To increase the number of digital residents, the mayor of Saku officially launched Online City Office, posted about it on SNS and sent information to the media. As a result of these actions, the project received coverage in major media, including national broadcaster NHK and the Yomiuri Shimbun, Asahi Shimbun and Nikkei newspapers, and the number of digital residents reached 1,000 within four months. Online City Office has been an active platform that generates 200 to 400 posts per month. Through this close communication, the digital residents have become stakeholders in Saku. After three weeks of recruitment, we received 52 applications. These people have enthusiastically taken on the role of Online City Office staff, and now act as ambassadors, sending out information on their own. Over five months, three main ideas materialized — a web service for prospective migrants, an online event, and a radio show.

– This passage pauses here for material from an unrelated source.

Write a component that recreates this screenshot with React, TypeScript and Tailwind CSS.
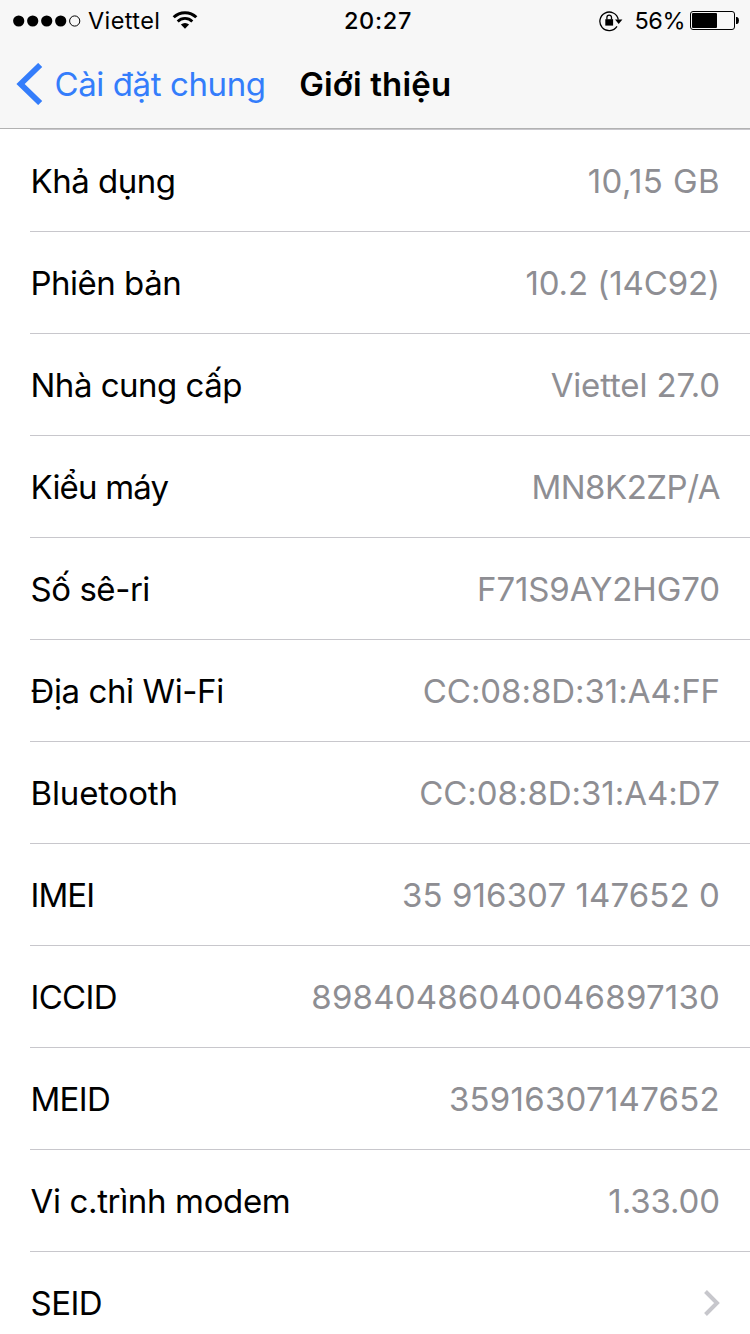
/**
 * Settings > General > About screen
 * Status bar, navigation bar and the list of device details
 */

type Row = {
  label: string;
  value?: string;
  labelClass: string;
  valueClass?: string;
};

const rows: Row[] = [
  { label: 'Khả dụng', value: '10,15 GB', labelClass: 'tracking-[-0.5px]', valueClass: 'tracking-[0.4px]' },
  { label: 'Phiên bản', value: '10.2 (14C92)', labelClass: 'tracking-[-0.5px]', valueClass: 'tracking-[-0.1px]' },
  { label: 'Nhà cung cấp', value: 'Viettel 27.0', labelClass: 'tracking-[-0.5px]', valueClass: 'tracking-[-0.15px]' },
  { label: 'Kiểu máy', value: 'MN8K2ZP/A', labelClass: 'tracking-[-0.8px]', valueClass: 'tracking-[-0.5px]' },
  { label: 'Số sê-ri', value: 'F71S9AY2HG70', labelClass: 'tracking-[-0.45px]', valueClass: 'tracking-[-0.1px]' },
  { label: 'Địa chỉ Wi-Fi', value: 'CC:08:8D:31:A4:FF', labelClass: 'tracking-[-0.4px]', valueClass: 'tracking-[-0.05px]' },
  { label: 'Bluetooth', value: 'CC:08:8D:31:A4:D7', labelClass: 'tracking-[-0.15px]', valueClass: 'tracking-[-0.05px]' },
  { label: 'IMEI', value: '35 916307 147652 0', labelClass: 'tracking-[-0.9px]', valueClass: 'tracking-[0.1px]' },
  { label: 'ICCID', value: '89840486040046897130', labelClass: 'tracking-[-0.7px]', valueClass: 'tracking-[0.2px]' },
  { label: 'MEID', value: '35916307147652', labelClass: 'tracking-[-0.7px]', valueClass: 'tracking-[0.25px]' },
  { label: 'Vi c.trình modem', value: '1.33.00', labelClass: 'tracking-[-0.35px]', valueClass: 'tracking-[-0.1px]' },
  { label: 'SEID', labelClass: 'tracking-[-0.5px]' },
];

function SignalDots() {
  return (
    <svg width="68" height="12" viewBox="0 0 68 12" className="shrink-0">
      <circle cx="5.7" cy="6" r="5.6" />
      <circle cx="19.7" cy="6" r="5.6" />
      <circle cx="33.7" cy="6" r="5.6" />
      <circle cx="47.7" cy="6" r="5.6" />
      <circle cx="61.7" cy="6" r="5.1" fill="none" stroke="black" />
    </svg>
  );
}

function WifiIcon() {
  return (
    <svg width="26" height="18" viewBox="0 0 26 18" fill="none" stroke="black" className="shrink-0">
      <path d="M1.7 6.3a16 16 0 0 1 22.6 0" strokeWidth="3" />
      <path d="M5.7 10.5a10.3 10.3 0 0 1 14.6 0" strokeWidth="2.8" />
      <path d="M8.9 13.6a5.9 5.9 0 0 1 8.2 0L13 17.8z" fill="black" stroke="none" />
    </svg>
  );
}

function RotationLockIcon() {
  return (
    <svg width="24" height="22" viewBox="0 0 24 22" fill="none" stroke="black" className="shrink-0">
      <path d="M19.3 9.6A9.3 9.3 0 1 0 18 16.4" strokeWidth="1.3" />
      <path d="M16 9.6h7.4l-3.7 4.4z" fill="black" stroke="none" />
      <rect x="6.3" y="9.2" width="7.8" height="6.4" fill="black" stroke="none" />
      <path d="M7.9 9.6V7.4a2.3 2.3 0 0 1 4.6 0v2.2" strokeWidth="1.3" />
    </svg>
  );
}

function BatteryIcon() {
  return (
    <svg width="50" height="20" viewBox="0 0 50 20" className="shrink-0">
      <rect x="0.5" y="0.5" width="44" height="18" rx="2.5" fill="none" stroke="black" />
      <rect x="2" y="2" width="25" height="15" rx="1" />
      <path d="M46 6h1.2q1.8 0.8 1.8 3.5t-1.8 3.5H46z" />
    </svg>
  );
}

function StatusBar() {
  return (
    <div className="grid h-10 grid-cols-3 items-center pt-px text-[23.5px]">
      <div className="flex items-center pl-[13px]">
        <SignalDots />
        <span className="ml-[7px] tracking-[0.4px]">Viettel</span>
        <span className="ml-3 -mt-0.5">
          <WifiIcon />
        </span>
      </div>
      <div className="pl-1.5 text-center font-medium tracking-[0.7px]">20:27</div>
      <div className="flex items-center justify-end pr-2.5">
        <RotationLockIcon />
        <span className="mr-[5px] ml-3 tracking-[-0.5px]">56%</span>
        <BatteryIcon />
      </div>
    </div>
  );
}

function NavBar() {
  return (
    <div className="flex h-[88px] items-center pl-4 text-[33px]">
      <a href="#" className="flex items-center text-[#347dfb]">
        <svg width="27" height="42" viewBox="0 0 27 42" fill="none" stroke="currentColor" className="shrink-0">
          <path d="M24.2 2 4.6 21l19.6 19" strokeWidth="5.8" />
        </svg>
        <span className="ml-[11.5px] pt-0.5 whitespace-nowrap tracking-[-0.4px]">Cài đặt chung</span>
      </a>
      <h1 className="ml-[33.5px] pt-0.5 whitespace-nowrap font-semibold tracking-[0.15px]">Giới thiệu</h1>
    </div>
  );
}

function DetailRow({ label, value, labelClass, valueClass }: Row) {
  return (
    <li className="flex h-[102px] shrink-0 items-center justify-between border-b border-[#c8c7cc] pr-[30px]">
      <span className={`pt-0.5 pl-[0.5px] whitespace-nowrap ${labelClass}`}>{label}</span>
      {value ? (
        <span className={`pt-0.5 whitespace-nowrap text-[#8e8e93] ${valueClass}`}>{value}</span>
      ) : (
        <svg width="17" height="28" viewBox="0 0 17 28" fill="none" stroke="#c7c7cc" className="shrink-0">
          <path d="M2.5 2.5 14 14 2.5 25.5" strokeWidth="4" />
        </svg>
      )}
    </li>
  );
}

export default function App() {
  return (
    <div className="flex h-[1334px] w-[750px] flex-col overflow-hidden bg-white font-['Inter',sans-serif] text-black">
      <header className="shrink-0 border-b border-[#b2b2b2] bg-[#f7f7f7]">
        <StatusBar />
        <NavBar />
      </header>

      <main className="flex-1 overflow-hidden pl-[30px]">
        <ul className="border-t border-[#c8c7cc] text-[33px]">
          {rows.map((row) => (
            <DetailRow key={row.label} {...row} />
          ))}
        </ul>
      </main>
    </div>
  );
}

List the results (30% of vote)

Online City Office has grown into a platform with over 1,400 participants. The number of posts on Slack has reached about 4,500, and the number of reactions is over 12,000, creating a vibrant online community. The number of views of the videos we produced has reached about 234,000. The advertising conversion amount was 150 million yen, and we gained some 6.3 million connections on SNS. Members of the National Diet, local politicians and editors of local-themed media have also endorsed the platform and posted about it on SNS. In response to the buzz, we were asked to collaborate in an event with one of Japan's largest real estate companies and Slack. The project won the Gold Award at the City Promotion Awards, a competition that evaluates and honors effective city promotion by local governments in Japan. It was clearly successful in raising the profile and perception of Saku. Following Online City Office’s implementation, 89.3% of digital residents said they thought Saku was a progressive city, and 69.8% said they were interested in city development. Half of the digital residents answered that the platform made them want to move to the city. In addition, 3,453 people became residents of Saku.